So this morning, as my ADD-Working Mom brain jumped from considering one unfinished task to another (hmmmm, what should I do with my couple spare Saturday hours before General Conference?), I started jumping from going on a bike ride in the warm humidity of a Texas spring, to cleaning, to unpacking, hitting the community garage sale, to . . . wait a second!! Community garage sale? There is an opportunity for multi-tasking here! I hopped on my bike and began the garage sale circuit.
Yes, I am still unpacking, and up for a little garage sailing--I got rids of some stuff before the big move and would like some chairs so I can sit on the porch in the sweltering heat of the summer y'all. Then I remembered why I've switched my loyalties over the years--a rarely garage sail, I'm a pretty strict Craigslister. Why? I thought you'd never ask. You see, garage sailing typically results in a lot of time combing through somebody's junk coming home with a lot of stuff I didn't need in the first place, whereas Craigslisting is much more pinpointed--get in, find what you want, get out.

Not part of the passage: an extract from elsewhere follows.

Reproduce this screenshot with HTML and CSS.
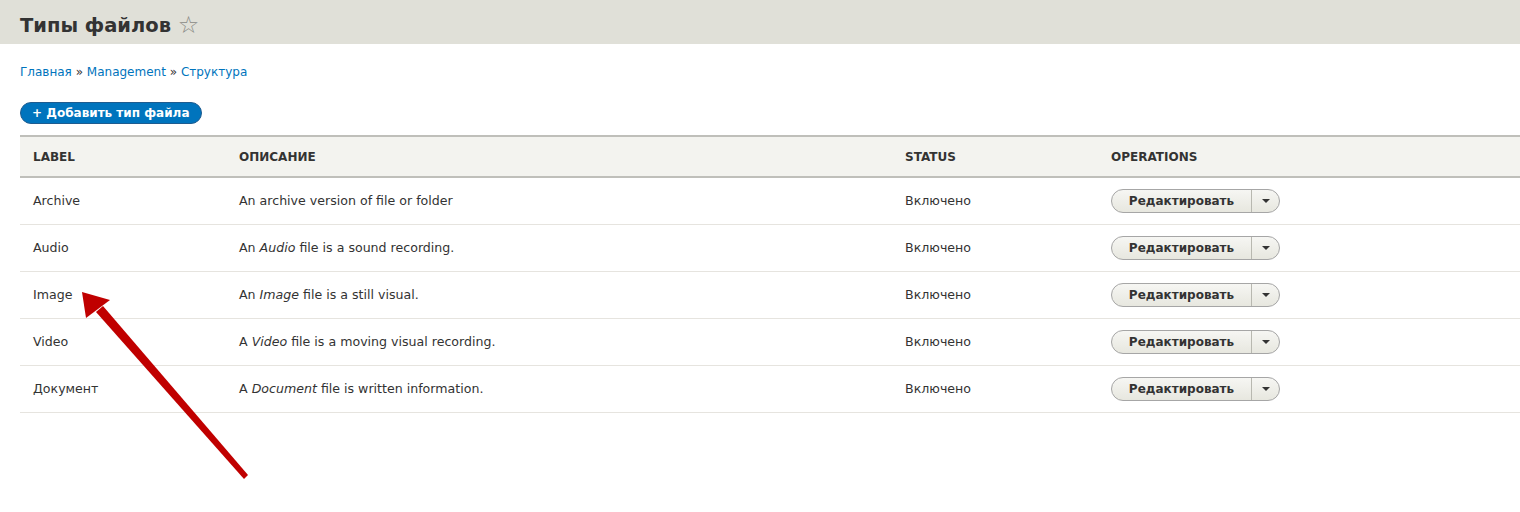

Nevertheless, garage sailing, particularly close to home, can sometimes result in great treasure. However, bikes are not great for hauling said treasure home. Especially considering I gave away my bike trailer in the move.
So back to my story. I'm on my bike, doing the old garage sale drive-by. You know, slow down, try and act like you're just on a little ride, not evaluating their junk in the blink of an eye. You may even circle back and holler out "GOT ANY PATIO CHAIRS?!!" But that feels a bit impolite. If you're going to ask, you may as well stop. But what about when you've decided to stop, but by the time you've stopped your bike (or car), you've realized you really shouldn't have? How much time are you obligated to spend gazing at mounds of baby clothes and chipped dishes before you say "thanks a lot!" and head out without feeling like a rude schmuck who's just spent all of 12 seconds gazing condescendingly on their preciously priced stuff and declared it all worthless junk? There was so much baby gear out there today that I was concerned it might be contagious, even in a drive-by. Besides, I had very limited time before first session. The good thing about garage sailing on a bike is that you're very limited on what you can carry away, so while you think--hmmm, that fat Buddha lamp just might go well in the living room, since you can't strap it to your back too easily, you're bound to walk away and think about it. The distance of course is bound to bring you back to your senses and ask yourself "What the @!*! was I thinking? I need a lamp of Dionysis in the living room, not Buddha!
I digress. So I had picked up a hedge trimmer for $3 and was balancing it on my handlebars when I stopped at one last sale Just as I was contemplating picking up a box of adult diapers (you never know), I saw it. Just the thing I must have unknowingly come seeking this day--or perhaps it sought me. RISK, the game of World Domination. Do you have any idea how many hours of my childhood were spent in pursuit of World Domination? I have successfully indoctrinated my children into George Lucas's world of Star Wars (much to my husband's dismay), really, what is left besides Risk? Ethan turns 8 in a couple of weeks. I think given his obsessive, belligerent, dominating personality, he will be a natural and is likely ready to assume the quest for World Domination. And, it was only a dollar.
So with my two purchases of the day carefully balanced, I made my way home. The thick humidity was already upon me for this my first bike ride of the new climate. Have you noticed how much more you smell things when you're on a bike? I o. My husband thinks my sniffer is a bit supercharged (I can't believe he can't smell the cat box sometimes, but then again, he couldn't seem hear the baby in the middle of the night either . . . ), but sometimes, a good whiff is all it takes to bring back a memory (for good or bad) so strong you nearly drop your hedge trimmer and board game and fall off your bike.
Today smelled like Florida. Totally Florida. I spend 9 months biking around Vero Beach when I was 25. It was a great time. Weird, but a great time. And today Texas smelled like Florida. I guess that makes sense. It was comforting, in a weird sort of way. I was only in Vero for 9 months, but I guess a familiar scent makes a new situation at least familiar. If you know what I mean.
So this evening, Ethan and I took on the world. At 9:30 we had to back away from the table, leaving the troops in position for the night, ready to take up the battle again in the morning. (The kid has been home all week with strep and the flu, I suppose I shouldn't keep him up all night too). He's taking to the game really well (I'm so proud). I anticipate wasting some more hours of my life in the pursuit, but hey, I'm convinced Risk made me smarter--or at least kept me out of trouble--so hopefully it'll do the same for my child as well. And maybe I'll be able to beat him more often than I could my brothers . . .
1 comment:
lol. I hate going to garage sales for the very reason of not finding something and having to leave empty handed and feeling like their stuff isn't worthy of me. haha. I often buy the "token" item, but than that's not good either. So I just stay away. I'm impressed with your finds.